## INSTRUCTIONS TO FOLLOW
Show every line where "index" occurs.

──────

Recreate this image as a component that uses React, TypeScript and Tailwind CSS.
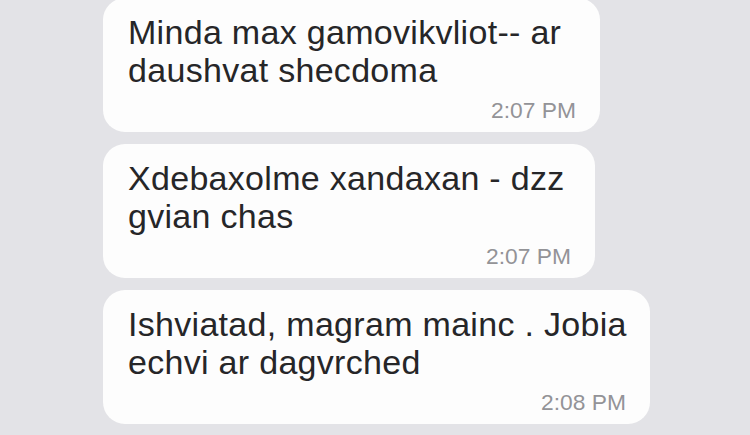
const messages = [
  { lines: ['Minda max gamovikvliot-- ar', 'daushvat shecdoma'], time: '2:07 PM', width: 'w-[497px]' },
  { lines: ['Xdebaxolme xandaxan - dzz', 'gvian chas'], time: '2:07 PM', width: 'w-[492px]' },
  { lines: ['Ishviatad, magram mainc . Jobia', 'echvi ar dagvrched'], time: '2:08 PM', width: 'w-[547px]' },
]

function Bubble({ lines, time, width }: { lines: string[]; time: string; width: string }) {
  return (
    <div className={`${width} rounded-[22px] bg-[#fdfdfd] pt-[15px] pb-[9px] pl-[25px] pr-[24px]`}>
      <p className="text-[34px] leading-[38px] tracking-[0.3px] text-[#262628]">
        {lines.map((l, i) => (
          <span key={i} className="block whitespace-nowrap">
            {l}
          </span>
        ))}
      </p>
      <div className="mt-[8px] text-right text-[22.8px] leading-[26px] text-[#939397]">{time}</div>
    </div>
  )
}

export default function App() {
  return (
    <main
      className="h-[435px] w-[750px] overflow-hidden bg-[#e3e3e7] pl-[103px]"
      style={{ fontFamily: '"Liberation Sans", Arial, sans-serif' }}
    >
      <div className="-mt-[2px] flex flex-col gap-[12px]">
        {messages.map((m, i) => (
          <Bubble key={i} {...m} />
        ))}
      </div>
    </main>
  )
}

──────

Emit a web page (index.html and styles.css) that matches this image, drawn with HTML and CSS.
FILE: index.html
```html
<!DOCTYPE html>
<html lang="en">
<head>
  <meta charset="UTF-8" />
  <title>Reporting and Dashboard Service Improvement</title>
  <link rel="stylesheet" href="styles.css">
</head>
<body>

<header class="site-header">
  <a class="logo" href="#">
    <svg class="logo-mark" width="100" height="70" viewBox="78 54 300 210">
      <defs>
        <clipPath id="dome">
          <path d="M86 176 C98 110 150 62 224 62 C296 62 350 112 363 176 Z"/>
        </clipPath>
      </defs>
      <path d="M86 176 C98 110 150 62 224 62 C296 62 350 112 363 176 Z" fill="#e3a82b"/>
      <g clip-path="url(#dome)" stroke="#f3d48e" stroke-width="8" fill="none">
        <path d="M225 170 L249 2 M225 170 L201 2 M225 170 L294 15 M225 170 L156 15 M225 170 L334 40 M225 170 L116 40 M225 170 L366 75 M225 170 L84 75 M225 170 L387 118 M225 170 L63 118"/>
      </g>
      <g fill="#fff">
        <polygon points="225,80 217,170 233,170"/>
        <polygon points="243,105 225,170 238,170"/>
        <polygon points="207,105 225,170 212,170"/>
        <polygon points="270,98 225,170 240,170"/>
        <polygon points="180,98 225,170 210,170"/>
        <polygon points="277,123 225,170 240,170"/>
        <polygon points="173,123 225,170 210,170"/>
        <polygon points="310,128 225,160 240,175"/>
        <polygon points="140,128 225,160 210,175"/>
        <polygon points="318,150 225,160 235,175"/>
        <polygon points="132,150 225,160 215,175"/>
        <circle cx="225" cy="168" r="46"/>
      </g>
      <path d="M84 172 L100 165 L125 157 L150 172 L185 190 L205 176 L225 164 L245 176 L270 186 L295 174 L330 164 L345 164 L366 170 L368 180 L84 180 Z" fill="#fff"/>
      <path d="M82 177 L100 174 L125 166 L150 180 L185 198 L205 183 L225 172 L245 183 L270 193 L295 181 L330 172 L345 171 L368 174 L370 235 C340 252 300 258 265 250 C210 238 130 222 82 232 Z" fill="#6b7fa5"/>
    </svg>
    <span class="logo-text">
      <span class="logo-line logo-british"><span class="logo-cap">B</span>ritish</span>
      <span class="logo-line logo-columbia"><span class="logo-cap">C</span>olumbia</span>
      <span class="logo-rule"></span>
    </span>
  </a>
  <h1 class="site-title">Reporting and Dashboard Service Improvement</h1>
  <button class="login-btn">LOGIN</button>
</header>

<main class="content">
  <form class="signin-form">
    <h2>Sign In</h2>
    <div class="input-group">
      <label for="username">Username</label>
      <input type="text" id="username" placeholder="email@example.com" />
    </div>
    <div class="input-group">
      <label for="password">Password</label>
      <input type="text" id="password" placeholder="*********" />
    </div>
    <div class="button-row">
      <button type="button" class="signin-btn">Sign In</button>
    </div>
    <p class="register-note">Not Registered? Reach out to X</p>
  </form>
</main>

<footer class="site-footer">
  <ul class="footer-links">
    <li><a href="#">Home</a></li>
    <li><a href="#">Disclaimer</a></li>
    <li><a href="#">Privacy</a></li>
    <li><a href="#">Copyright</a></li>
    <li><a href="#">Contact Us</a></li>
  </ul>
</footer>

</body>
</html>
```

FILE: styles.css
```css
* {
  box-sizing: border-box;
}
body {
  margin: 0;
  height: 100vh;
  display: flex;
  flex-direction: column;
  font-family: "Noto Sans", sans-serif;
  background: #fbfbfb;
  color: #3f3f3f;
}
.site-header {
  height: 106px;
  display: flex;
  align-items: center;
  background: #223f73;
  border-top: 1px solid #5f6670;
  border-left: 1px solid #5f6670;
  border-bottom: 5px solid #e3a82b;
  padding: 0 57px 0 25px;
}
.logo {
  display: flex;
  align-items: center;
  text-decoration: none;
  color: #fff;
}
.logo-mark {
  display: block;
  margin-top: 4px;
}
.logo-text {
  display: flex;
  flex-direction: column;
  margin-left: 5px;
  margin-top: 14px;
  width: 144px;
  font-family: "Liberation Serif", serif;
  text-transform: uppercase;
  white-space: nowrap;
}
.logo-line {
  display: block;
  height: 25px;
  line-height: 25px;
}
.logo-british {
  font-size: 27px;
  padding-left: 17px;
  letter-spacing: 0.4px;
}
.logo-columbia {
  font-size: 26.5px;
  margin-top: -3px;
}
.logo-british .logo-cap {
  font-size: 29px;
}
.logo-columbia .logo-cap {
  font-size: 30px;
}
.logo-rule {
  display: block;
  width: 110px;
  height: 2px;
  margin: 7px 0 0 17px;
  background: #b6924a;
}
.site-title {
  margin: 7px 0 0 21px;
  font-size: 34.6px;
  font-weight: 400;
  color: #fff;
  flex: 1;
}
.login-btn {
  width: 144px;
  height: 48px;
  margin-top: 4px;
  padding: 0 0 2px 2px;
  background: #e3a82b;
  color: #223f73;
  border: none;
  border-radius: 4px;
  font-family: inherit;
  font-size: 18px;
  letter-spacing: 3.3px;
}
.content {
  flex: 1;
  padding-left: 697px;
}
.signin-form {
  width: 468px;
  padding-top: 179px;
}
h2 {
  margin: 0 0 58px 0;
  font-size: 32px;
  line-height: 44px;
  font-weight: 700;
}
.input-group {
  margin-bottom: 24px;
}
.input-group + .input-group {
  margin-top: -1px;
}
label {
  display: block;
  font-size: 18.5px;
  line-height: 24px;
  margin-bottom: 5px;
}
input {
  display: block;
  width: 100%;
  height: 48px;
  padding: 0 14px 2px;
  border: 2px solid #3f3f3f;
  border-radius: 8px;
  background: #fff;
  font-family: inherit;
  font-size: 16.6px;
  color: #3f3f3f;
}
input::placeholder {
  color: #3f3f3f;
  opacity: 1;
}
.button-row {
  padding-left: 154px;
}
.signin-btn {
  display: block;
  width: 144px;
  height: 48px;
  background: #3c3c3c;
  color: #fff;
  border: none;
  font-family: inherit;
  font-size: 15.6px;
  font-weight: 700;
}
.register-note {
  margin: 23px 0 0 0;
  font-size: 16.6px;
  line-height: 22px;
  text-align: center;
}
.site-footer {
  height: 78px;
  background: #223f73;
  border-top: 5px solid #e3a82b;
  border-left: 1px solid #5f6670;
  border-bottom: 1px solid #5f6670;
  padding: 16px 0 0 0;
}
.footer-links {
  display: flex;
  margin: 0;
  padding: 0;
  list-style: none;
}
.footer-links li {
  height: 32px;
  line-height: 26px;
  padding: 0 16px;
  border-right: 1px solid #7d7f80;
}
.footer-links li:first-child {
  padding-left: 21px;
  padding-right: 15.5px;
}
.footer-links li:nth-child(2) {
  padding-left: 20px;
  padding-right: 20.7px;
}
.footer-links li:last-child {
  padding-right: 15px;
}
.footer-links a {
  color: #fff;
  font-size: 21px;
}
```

──────

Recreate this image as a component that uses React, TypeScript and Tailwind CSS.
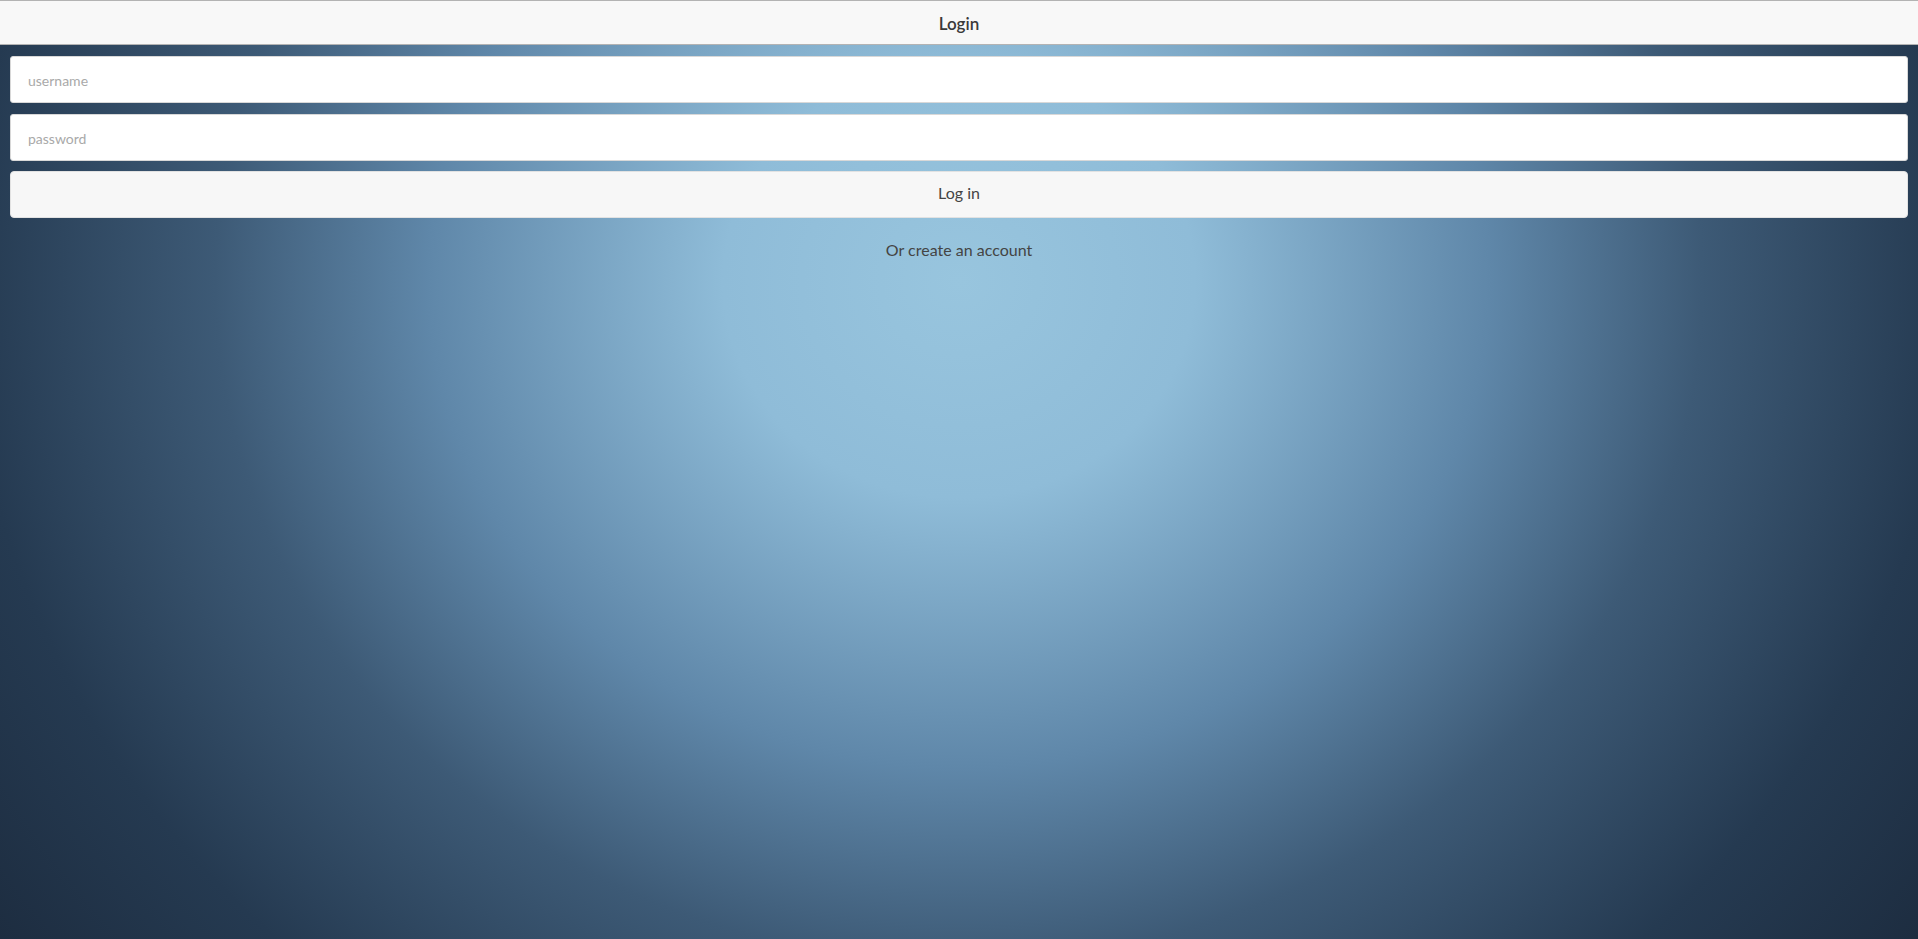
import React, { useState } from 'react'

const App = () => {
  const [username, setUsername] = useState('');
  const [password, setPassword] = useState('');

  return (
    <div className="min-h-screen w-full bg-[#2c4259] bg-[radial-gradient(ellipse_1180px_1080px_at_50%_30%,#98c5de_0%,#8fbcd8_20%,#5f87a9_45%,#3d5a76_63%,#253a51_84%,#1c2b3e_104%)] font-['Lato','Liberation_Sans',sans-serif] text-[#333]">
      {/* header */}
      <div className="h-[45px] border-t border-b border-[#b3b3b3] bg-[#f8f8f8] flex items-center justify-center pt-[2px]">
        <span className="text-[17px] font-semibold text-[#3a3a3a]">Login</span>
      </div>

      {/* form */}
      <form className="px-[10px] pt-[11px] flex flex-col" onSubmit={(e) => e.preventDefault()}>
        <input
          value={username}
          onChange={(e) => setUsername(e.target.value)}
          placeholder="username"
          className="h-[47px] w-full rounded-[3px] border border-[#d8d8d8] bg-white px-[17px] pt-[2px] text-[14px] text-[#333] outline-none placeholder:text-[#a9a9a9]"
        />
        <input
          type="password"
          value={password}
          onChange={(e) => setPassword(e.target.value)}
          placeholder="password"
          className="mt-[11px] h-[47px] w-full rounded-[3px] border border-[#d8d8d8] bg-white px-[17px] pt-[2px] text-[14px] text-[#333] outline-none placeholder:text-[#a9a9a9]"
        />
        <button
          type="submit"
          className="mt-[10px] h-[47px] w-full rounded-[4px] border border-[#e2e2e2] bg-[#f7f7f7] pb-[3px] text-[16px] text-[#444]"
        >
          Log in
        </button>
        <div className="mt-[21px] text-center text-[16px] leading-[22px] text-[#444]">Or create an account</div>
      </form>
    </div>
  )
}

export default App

──────

## SOLUTION TO THE EXERCISE
Emit a web page (index.html and styles.css) that matches this image, drawn with HTML and CSS.
FILE: index.html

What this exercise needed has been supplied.